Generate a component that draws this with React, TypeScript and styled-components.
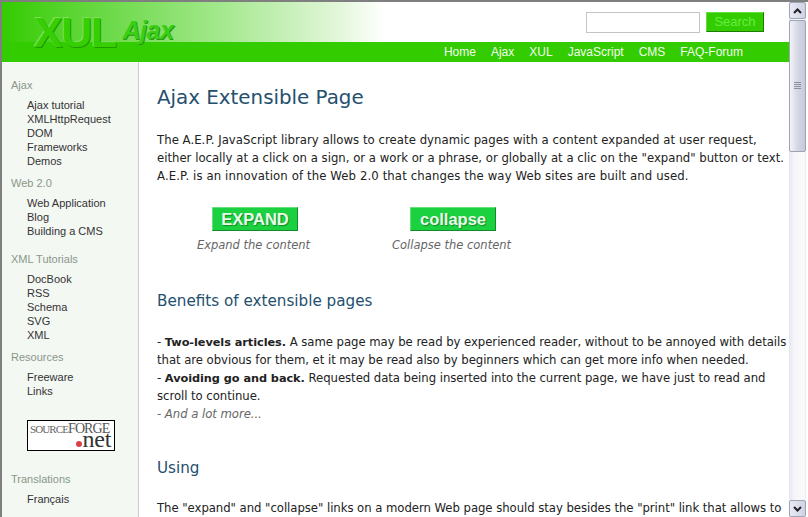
import React from "react";
import styled, { createGlobalStyle } from "styled-components";

const Global = createGlobalStyle`
  html, body { margin: 0; padding: 0; background: #fff; overflow: hidden; }
  * { box-sizing: border-box; }
`;

const Frame = styled.div`
  width: 808px; height: 517px; display: flex; overflow: hidden;
  border-top: 2px solid #7f7f7f; border-left: 2px solid #7f7f7f;
  background: #fff;
`;
const Page = styled.div`
  width: 787px; height: 515px; display: flex; flex-direction: column; overflow: hidden; flex: none;
`;
const Header = styled.header`
  height: 40px; flex: none; display: flex; justify-content: space-between; align-items: flex-start;
  position: relative; z-index: 1;
  background: linear-gradient(90deg, #33cc00 0px, #55d42b 60px, #a4e88e 220px, #e4f7dc 340px, #ffffff 382px);
`;
const Logo = styled.div`
  display: flex; align-items: flex-start; padding-left: 32px; height: 40px;
  font-family: "Liberation Sans", Arial, sans-serif; color: #33cc00;
`;
const LogoMain = styled.span`
  font-size: 43px; line-height: 50px; letter-spacing: -1.5px; font-weight: bold; margin-top: 5px; color: #35cf04;
  text-shadow: 1px 1px 0 #1f9a00, -1px -1px 0 #7fe060;
`;
const LogoSub = styled.span`
  font-size: 25px; line-height: 30px; font-style: italic; font-weight: bold; margin: 13px 0 0 7px; letter-spacing: -0.5px; color: #38cf14;
  text-shadow: 1px 1px 0 #259912;
`;
const SearchForm = styled.form`
  display: flex; gap: 6px; margin: 10px 25px 0 0;
`;
const SearchInput = styled.input`
  width: 114px; height: 21px; border: 1px solid #c4c4c4; background: #fff; padding: 0; outline: none;
`;
const SearchButton = styled.button`
  width: 58px; height: 20px; padding: 0 0 2px; background: #33cc00; color: #66ee44;
  font: 13px "Liberation Sans", Arial, sans-serif;
  border: 1px solid; border-color: #66dd44 #1f7a00 #1f7a00 #66dd44;
`;
const NavBar = styled.nav`
  height: 20px; flex: none; background: #33cc00; display: flex; justify-content: flex-end; gap: 15px;
  padding-right: 46px; font: 12px/20px "Liberation Sans", Arial, sans-serif; color: #f2fcee;
`;
const NavItem = styled.span``;
const Body = styled.div`
  flex: 1; display: flex; min-height: 0;
`;
const Sidebar = styled.aside`
  width: 137px; flex: none; background: #f3f8f3; border-right: 1px solid #c8cfc8; padding: 16px 0 0 9px;
  font: 11px/14px "Liberation Sans", Arial, sans-serif; color: #333; overflow: hidden;
`;
const SideTitle = styled.div`
  color: #8a968a; height: 14px; margin-bottom: 6px;
`;
const SideList = styled.div<{ $after: number }>`
  padding-left: 16px; margin-bottom: ${(p) => p.$after}px; display: flex; flex-direction: column;
`;
const SourceForge = styled.div`
  margin: 22px 0 21px 16px; width: 88px; height: 31px; border: 1px solid #000; background: #fff;
  padding: 1px 2px 0; font-family: "Liberation Serif", serif; color: #666; display: flex; flex-direction: column;
`;
const SfTop = styled.div`
  height: 14px; font-size: 11px; line-height: 14px; white-space: nowrap; letter-spacing: -0.9px;
`;
const SfForge = styled.span`
  font-size: 14px; letter-spacing: -0.9px; color: #555;
`;
const SfNet = styled.div`
  height: 15px; font-size: 24px; line-height: 6px; color: #333; text-align: right; letter-spacing: -0.3px; padding-right: 1px;
`;
const SfDot = styled.i`
  display: inline-block; width: 6px; height: 6px; border-radius: 50%; background: #d8404a; margin-right: 1px;
`;
const Main = styled.main`
  flex: 1; padding: 20px 0 0 18px; min-width: 0; overflow: hidden;
  font: 11.7px/18px "DejaVu Sans", sans-serif; color: #222;
`;
const H1 = styled.h1`
  margin: 0 0 17px; font: 400 19.85px/32px "DejaVu Sans", sans-serif; color: #24506e;
`;
const Para = styled.p<{ $track: number }>`
  margin: 0; white-space: nowrap; letter-spacing: ${(p) => p.$track}px;
`;
const Buttons = styled.div`
  display: flex; margin: 22px 0 0 0; padding-left: 38px; gap: 78px;
`;
const ButtonCol = styled.div`
  width: 120px; display: flex; flex-direction: column; align-items: center; font-style: italic; font-size: 11.5px; color: #666; white-space: nowrap;
`;
const BigButton = styled.div`
  width: 86px; height: 24px; margin-bottom: 5px; background: #1cd13f; color: #e8fbe8;
  border: 1px solid; border-color: #66e07a #128a2a #128a2a #66e07a;
  font: bold 16.5px/22px "Liberation Sans", Arial, sans-serif; text-align: center;
  text-shadow: 1px 1px 1px #128a2a;
`;
const Caption = styled.span`
  margin-right: 3px;
`;
const H2 = styled.h2<{ $top: number }>`
  font: 400 15.2px/24px "DejaVu Sans", sans-serif; color: #24506e; margin: ${(p) => p.$top}px 0 0;
`;
const Article = styled.div<{ $top: number }>`
  margin-top: ${(p) => p.$top}px; white-space: nowrap; letter-spacing: -0.05px;
`;
const Strong = styled.strong`
  font-size: 11.3px; line-height: 0;
`;
const Muted = styled.em`
  color: #666;
`;
const Scrollbar = styled.div`
  width: 17px; flex: none; margin-right: 2px; display: flex; flex-direction: column; height: 515px;
  background: linear-gradient(90deg, #e6e6f0, #f6f6fa 35%, #fafafc 90%, #e8e8ee);
`;
const ScrollBtn = styled.div`
  width: 17px; height: 17px; flex: none; display: flex; align-items: center; justify-content: center;
  border: 1px solid #9ea4b4; border-radius: 2px; background: linear-gradient(90deg, #e8ebf4, #cfd3e2);
`;
const Thumb = styled.div`
  height: 132px; flex: none; margin-top: 1px; display: flex; align-items: center; justify-content: center;
  border: 1px solid #9ea4b4; border-radius: 2px; background: linear-gradient(90deg, #f2f3f9, #d3d5e4 55%, #c8cad9);
`;
const Grip = styled.div`
  width: 7px; height: 8px;
  background: repeating-linear-gradient(180deg, #8c8f9d 0 1px, transparent 1px 2px);
`;
const Track = styled.div`
  flex: 1;
`;

const Chevron = ({ up }: { up?: boolean }) => (
  <svg width="9" height="6" viewBox="0 0 9 6">
    <path d={up ? "M1 5 L4.5 1.5 L8 5" : "M1 1 L4.5 4.5 L8 1"} fill="none" stroke="#222" strokeWidth="2" />
  </svg>
);

const sections: [string, string[], number][] = [
  ["Ajax", ["Ajax tutorial", "XMLHttpRequest", "DOM", "Frameworks", "Demos"], 8],
  ["Web 2.0", ["Web Application", "Blog", "Building a CMS"], 14],
  ["XML Tutorials", ["DocBook", "RSS", "Schema", "SVG", "XML"], 8],
  ["Resources", ["Freeware", "Links"], 8],
];

export default function App() {
  return (
    <Frame>
      <Global />
      <Page>
        <Header>
          <Logo>
            <LogoMain>XUL</LogoMain>
            <LogoSub>Ajax</LogoSub>
          </Logo>
          <SearchForm>
            <SearchInput />
            <SearchButton type="button">Search</SearchButton>
          </SearchForm>
        </Header>
        <NavBar>
          {["Home", "Ajax", "XUL", "JavaScript", "CMS", "FAQ-Forum"].map((n) => (
            <NavItem key={n}>{n}</NavItem>
          ))}
        </NavBar>
        <Body>
          <Sidebar>
            {sections.map(([title, items, after]) => (
              <React.Fragment key={title}>
                <SideTitle>{title}</SideTitle>
                <SideList $after={after}>
                  {items.map((i) => (
                    <span key={i}>{i}</span>
                  ))}
                </SideList>
              </React.Fragment>
            ))}
            <SourceForge>
              <SfTop>
                SOURCE<SfForge>FORGE</SfForge>
              </SfTop>
              <SfNet>
                <SfDot />
                net
              </SfNet>
            </SourceForge>
            <SideTitle>Translations</SideTitle>
            <SideList $after={0}>
              <span>Français</span>
            </SideList>
          </Sidebar>
          <Main>
            <H1>Ajax Extensible Page</H1>
            <Para $track={0.04}>The A.E.P. JavaScript library allows to create dynamic pages with a content expanded at user request,</Para>
            <Para $track={0}>either locally at a click on a sign, or a work or a phrase, or globally at a clic on the "expand" button or text.</Para>
            <Para $track={0.11}>A.E.P. is an innovation of the Web 2.0 that changes the way Web sites are built and used.</Para>
            <Buttons>
              <ButtonCol>
                <BigButton>EXPAND</BigButton>
                <Caption>Expand the content</Caption>
              </ButtonCol>
              <ButtonCol>
                <BigButton>collapse</BigButton>
                <Caption>Collapse the content</Caption>
              </ButtonCol>
            </Buttons>
            <H2 $top={35}>Benefits of extensible pages</H2>
            <Article $top={20}>
              - <Strong>Two-levels articles.</Strong> A same page may be read by experienced reader, without to be annoyed with details
              <br />
              that are obvious for them, et it may be read also by beginners which can get more info when needed.
              <br />
              - <Strong>Avoiding go and back.</Strong> Requested data being inserted into the current page, we have just to read and
              <br />
              scroll to continue.
              <br />
              <Muted>- And a lot more...</Muted>
            </Article>
            <H2 $top={33}>Using</H2>
            <Article $top={19}>
              The "expand" and "collapse" links on a modern Web page should stay besides the "print" link that allows to
            </Article>
          </Main>
        </Body>
      </Page>
      <Scrollbar>
        <ScrollBtn>
          <Chevron up />
        </ScrollBtn>
        <Thumb>
          <Grip />
        </Thumb>
        <Track />
        <ScrollBtn>
          <Chevron />
        </ScrollBtn>
      </Scrollbar>
    </Frame>
  );
}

########

→ Problem details:
Which lines hold the word "components"? Show each one.

→ Complete output:
Generate a component that draws this with React, TypeScript and styled-components.
import styled, { createGlobalStyle } from "styled-components";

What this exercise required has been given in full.